Ce proverbe vient de vous faire rire. Cependant, il renferme une vérité profonde. Les proverbes sont la sagesse des hommes. Aucunes langues ne présentent entre elles autant de difficultés que le Basque et le Béarnois.
L'Italien, l'Allemand et l'Anglois ont leur source commune dans le Latin et dans les langues du Nord. Le Basque est la véritable langue altique... Les Basques n'ont pas de métayers, pas de valets, ils cultivent eux-mêmes. S'ils alloient ailleurs faire leurs affaires, ils ruineroient leurs affaires. Le vingtième de leur pays est cultivé ; le reste n'est pas cultivable ; ils sont très forts et ne pourroient vivre ailleurs... A peine trouvera-t-on dans cette Contrée, des familles assez aisées pour fournir des éligibles à l'Assemblée Nationale. Le Béarn, par cette réunion, nommera tous les représentans, le pays des Basques n'en aura jamais.

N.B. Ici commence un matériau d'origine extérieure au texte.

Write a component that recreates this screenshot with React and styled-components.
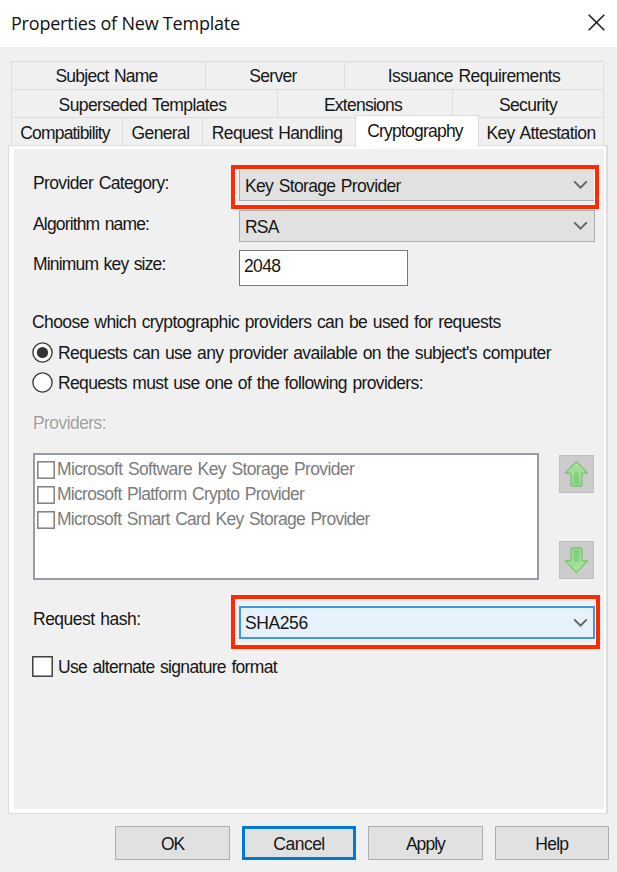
import React, { useState } from 'react';
import styled, { createGlobalStyle, css } from 'styled-components';

const grey = '#f0f0f0';
const line = '#dcdcdc';
const blue = '#0078d7';
const red = '#ff2a00';

const GlobalStyle = createGlobalStyle`
  * {
    box-sizing: border-box;
  }

  body {
    margin: 0;
    background: ${grey};
  }
`;

const Dialog = styled.div`
  display: flex;
  flex-direction: column;
  width: 617px;
  height: 872px;
  overflow: hidden;
  background: ${grey};
  color: #161616;
  font-family: 'Liberation Sans', Arial, sans-serif;
  font-size: 17.5px;
  line-height: 20px;
  word-spacing: 1.3px;
  white-space: nowrap;
`;

const TitleBar = styled.header`
  display: flex;
  align-items: center;
  justify-content: space-between;
  height: 47px;
  padding: 0 12px 1px 11px;
  background: #fff;
`;

const Title = styled.h1`
  margin: 0;
  font-family: 'Open Sans', 'Noto Sans', sans-serif;
  font-size: 18px;
  font-weight: 400;
  line-height: 24px;
  letter-spacing: -0.21px;
  word-spacing: 0;
  color: #111;
`;

const CloseButton = styled.button`
  display: flex;
  margin-bottom: 2px;
  padding: 0;
  border: 0;
  background: none;
`;

const Text = styled.span`
  letter-spacing: ${({ $track }) => $track}px;
`;

const Tabs = styled.nav`
  display: flex;
  flex-direction: column;
  margin: 14px 13px 0 11px;
  border-top: 1px solid ${line};
`;

const Tab = styled.button`
  display: flex;
  justify-content: center;
  padding: 5px 4px 0 0;
  border: 0;
  border-right: 1px solid ${line};
  background: ${grey};
  color: inherit;
  font: inherit;
  word-spacing: inherit;

  &:last-child {
    padding-right: 0;
  }

  ${({ $active }) =>
    $active &&
    css`
      z-index: 1;
      margin: -3px 0 -2px -1px;
      border: 1px solid ${line};
      border-bottom: 0;
      background: #fff;
    `}
`;

const TabRow = styled.div`
  display: grid;
  grid-template-columns: ${({ $columns }) => $columns};
  height: 28px;
  border-left: 1px solid ${line};

  & + & {
    border-top: 1px solid ${line};
  }

  &:first-child {
    height: 27px;
  }

  &:first-child ${Tab} {
    padding-top: 4px;
  }
`;

const Sheet = styled.main`
  height: 669px;
  margin: 0 9px 0 8px;
  padding: 3px 2px 4px 5px;
  border: 1px solid ${line};
  border-right-width: 2px;
  background: #fff;
`;

const SheetBody = styled.div`
  display: flex;
  flex-direction: column;
  height: 100%;
  padding: 20px 9px 0 19px;
  background: ${grey};
`;

const Field = styled.div`
  display: flex;
  align-items: flex-start;
  height: ${({ $height }) => $height}px;
  margin-top: ${({ $gap = 0 }) => $gap}px;
`;

const Label = styled.label`
  width: 206px;
  padding-top: ${({ $top = 4 }) => $top}px;
`;

const Combo = styled.div`
  position: relative;
  display: flex;
  align-items: center;
  justify-content: space-between;
  width: 356px;
  height: 32px;
  padding: 2px 6px 0 5px;
  border: 1px solid #adadad;
  background: #e1e1e1;

  svg {
    margin-top: -2px;
  }

  ${({ $focused }) =>
    $focused &&
    css`
      height: 33px;
      padding: 0 5px 0 4px;
      border: 2px solid #3c98e4;
      background: #e5f1fb;

      svg {
        margin-top: 0;
      }
    `}
`;

const Callout = styled.div`
  position: absolute;
  inset: ${({ $inset }) => $inset};
  border: 4px solid ${red};
  box-shadow: inset 0 0 0 1px #faf6f5;
  pointer-events: none;
`;

const Input = styled.input`
  width: 169px;
  height: 36px;
  padding: 0 4px 4px;
  border: 1px solid #7a7a7a;
  outline: 0;
  background: #fff;
  color: inherit;
  font: inherit;
  letter-spacing: -0.65px;
`;

const Intro = styled.p`
  margin: 26px 0 0 -1px;
`;

const Choice = styled.div`
  display: flex;
  align-items: center;
  gap: 5px;
  height: 21px;
  margin: ${({ $gap }) => $gap}px 0 0 -1px;

  span {
    padding-top: 1px;
  }
`;

const ProvidersLabel = styled.p`
  margin: 20px 0;
  color: #a0a0a0;
  text-shadow: 1px 1px 0 #fff;
`;

const Providers = styled.div`
  display: flex;
  justify-content: space-between;
  height: 127px;
  padding-right: 1px;
`;

const List = styled.ul`
  width: 506px;
  margin: 0;
  padding: 2px 0 0 2px;
  border: 2px solid #989ca4;
  background: #fff;
  color: #7c7c7c;
  list-style: none;
`;

const ListItem = styled.li`
  display: flex;
  align-items: center;
  gap: 2px;
  height: 25px;

  span {
    padding-bottom: 2px;
  }
`;

const Arrows = styled.div`
  display: flex;
  flex-direction: column;
  justify-content: space-between;
  padding: 2px 0 1px;
`;

const ArrowButton = styled.button`
  width: 35px;
  height: 38px;
  padding: 0 1px 0 0;
  border: 1px solid #bfbfbf;
  background: #ccc;

  svg {
    display: block;
    margin: auto;
    transform: ${({ $down }) => ($down ? 'scaleY(-1)' : 'none')};
  }
`;

const Footer = styled.footer`
  display: flex;
  justify-content: flex-end;
  gap: 12px;
  padding: 12px 8px 0 0;
`;

const Button = styled.button`
  width: 114.4px;
  height: 34px;
  padding: 1px 0 0;
  border: ${({ $default }) => ($default ? `3px solid ${blue}` : '1px solid #adadad')};
  background: #e1e1e1;
  color: inherit;
  font: inherit;
`;

const Chevron = () => (
  <svg width="15" height="10" viewBox="0 0 15 10" fill="none" stroke="#606060" strokeWidth="1.8">
    <path d="M1.2 1.4 7.5 7.7l6.3-6.3" />
  </svg>
);

const Cross = () => (
  <svg width="17" height="17" viewBox="0 0 17 17" fill="none" stroke="#222" strokeWidth="1.6">
    <path d="M.7.7l15.6 15.6M16.3.7.7 16.3" />
  </svg>
);

const Radio = ({ checked }) => (
  <svg width="21" height="21" viewBox="0 0 21 21">
    <circle cx="10.5" cy="10.5" r="9.6" fill="#fff" stroke="#3c3c3c" strokeWidth="1.4" />
    {checked && <circle cx="10.5" cy="10.5" r="5.6" fill="#333" />}
  </svg>
);

const Check = ({ size, color }) => (
  <svg width={size} height={size} viewBox={`0 0 ${size} ${size}`}>
    <rect
      x="0.8"
      y="0.8"
      width={size - 1.6}
      height={size - 1.6}
      fill="#fff"
      stroke={color}
      strokeWidth="1.4"
    />
  </svg>
);

const GreenArrow = () => (
  <svg width="25" height="28" viewBox="0 0 25 28">
    <defs>
      <linearGradient id="green" x1="0" y1="0" x2="0" y2="1">
        <stop offset="0" stopColor="#aee6a0" />
        <stop offset="1" stopColor="#7fd27e" />
      </linearGradient>
    </defs>
    <path
      d="M12.5 1.6 23.6 13.2H18v11q0 2-2 2H9q-2 0-2-2v-11H1.4z"
      fill="url(#green)"
      stroke="#7dbb76"
      strokeWidth="1.2"
      strokeLinejoin="round"
    />
    <path
      d="M12.5 3.8 20.4 12h-3.7v11.6q0 1.2-1.2 1.2h-6q-1.2 0-1.2-1.2V12H4.6z"
      fill="none"
      stroke="#b0e6a6"
      strokeWidth="1"
      opacity="0.6"
    />
    <path d="M12.5 12v11" stroke="#6fc870" strokeWidth="4" opacity="0.45" />
  </svg>
);

const tabRows = [
  {
    columns: '194px 139px 1fr',
    tabs: [
      ['Subject Name', -0.75],
      ['Server', -0.66],
      ['Issuance Requirements', -0.61],
    ],
  },
  {
    columns: '266px 175px 1fr',
    tabs: [
      ['Superseded Templates', -0.61],
      ['Extensions', -0.74],
      ['Security', -0.64],
    ],
  },
  {
    columns: '111px 80px 153px 123px 1fr',
    tabs: [
      ['Compatibility', -0.82],
      ['General', -0.62],
      ['Request Handling', -0.62],
      ['Cryptography', -0.78],
      ['Key Attestation', -0.59],
    ],
  },
];

const providers = [
  ['Microsoft Software Key Storage Provider', -0.62],
  ['Microsoft Platform Crypto Provider', -0.71],
  ['Microsoft Smart Card Key Storage Provider', -0.74],
];

const buttons = [
  ['OK', -1],
  ['Cancel', -0.5],
  ['Apply', -0.95],
  ['Help', -0.75],
];

const App = () => {
  const [keySize, setKeySize] = useState('2048');

  return (
    <>
      <GlobalStyle />
      <Dialog>
        <TitleBar>
          <Title>Properties of New Template</Title>
          <CloseButton aria-label="Close">
            <Cross />
          </CloseButton>
        </TitleBar>
        <Tabs>
          {tabRows.map(({ columns, tabs }) => (
            <TabRow key={columns} $columns={columns}>
              {tabs.map(([name, track]) => (
                <Tab key={name} $active={name === 'Cryptography'}>
                  <Text $track={track}>{name}</Text>
                </Tab>
              ))}
            </TabRow>
          ))}
        </Tabs>
        <Sheet>
          <SheetBody>
            <Field $height={41}>
              <Label>
                <Text $track={-0.63}>Provider Category:</Text>
              </Label>
              <Combo>
                <Text $track={-0.66}>Key Storage Provider</Text>
                <Chevron />
                <Callout $inset="-5px -5px -9px -9px" />
              </Combo>
            </Field>
            <Field $height={40}>
              <Label>
                <Text $track={-0.84}>Algorithm name:</Text>
              </Label>
              <Combo>
                <Text $track={-0.8}>RSA</Text>
                <Chevron />
              </Combo>
            </Field>
            <Field $height={36}>
              <Label>
                <Text $track={-0.82}>Minimum key size:</Text>
              </Label>
              <Input value={keySize} onChange={(e) => setKeySize(e.target.value)} />
            </Field>
            <Intro>
              <Text $track={-0.59}>
                Choose which cryptographic providers can be used for requests
              </Text>
            </Intro>
            <Choice $gap={10}>
              <Radio checked />
              <Text $track={-0.58}>
                Requests can use any provider available on the subject's computer
              </Text>
            </Choice>
            <Choice $gap={9}>
              <Radio />
              <Text $track={-0.64}>Requests must use one of the following providers:</Text>
            </Choice>
            <ProvidersLabel>
              <Text $track={-0.57}>Providers:</Text>
            </ProvidersLabel>
            <Providers>
              <List>
                {providers.map(([name, track]) => (
                  <ListItem key={name}>
                    <Check size={18} color="#777" />
                    <Text $track={track}>{name}</Text>
                  </ListItem>
                ))}
              </List>
              <Arrows>
                <ArrowButton aria-label="Move up">
                  <GreenArrow />
                </ArrowButton>
                <ArrowButton $down aria-label="Move down">
                  <GreenArrow />
                </ArrowButton>
              </Arrows>
            </Providers>
            <Field $height={33} $gap={26}>
              <Label $top={3}>
                <Text $track={-0.51}>Request hash:</Text>
              </Label>
              <Combo $focused>
                <Text $track={-0.4}>SHA256</Text>
                <Chevron />
                <Callout $inset="-13px -7px -12px -10px" />
              </Combo>
            </Field>
            <Choice $gap={17}>
              <Check size={21} color="#333" />
              <Text $track={-0.68}>Use alternate signature format</Text>
            </Choice>
          </SheetBody>
        </Sheet>
        <Footer>
          {buttons.map(([name, track]) => (
            <Button key={name} $default={name === 'Cancel'}>
              <Text $track={track}>{name}</Text>
            </Button>
          ))}
        </Footer>
      </Dialog>
    </>
  );
};
export default App;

M. de Rochebrune, député du Béarn.
Les Basques ont une très grande facilité naturelle pour l'étude des langues ; beaucoup d'entre eux savent le Béarnois et le François, et c'est surtout en Béarn qu'ils vendent leurs laines... Le Béarn n'a ni demandé ni désiré que les Basques lui fussent réunis ; l'intention que lui suppose le prédominant n'est donc pas juste...
M... Député du pays des Basques.
Tout ce que vous ont dit MM. Garat, mes collègues est très-juste : l’impossibilité résultante de la différence d'idiome est évidente. Voulez-vous en juger ? Ordonnez des conférences entre les Députés Basques et Béarnois, qu’ils parlent chacun leur langue, qui rédigera le procès-verbal de ces conférences ?...
M. l'Evêque d’Oléron.
Le pays de Soule, dont j’ai l'honneur d'être le Député, ne craint pas d'être réuni au Béarn. La différence des langues n'est pas une raison, parce que la plupart des habitans de l'un et l'autre contrée s'entendent réciproquement. Je le certifie. On a fait présumer que les Evêques connoissent peu le peuple de leur diocèse, qu’ils n'entendent pas le basque ; je ne l’entends point, en effet, mais je n’en ai pas moins des communications avec les basques : il est une langue que tout le monde entend, c’est celle de la charité.
L’Assemblée, en suivant l'avis du Comité, décrète la réunion du pays des Basques et du Béarn.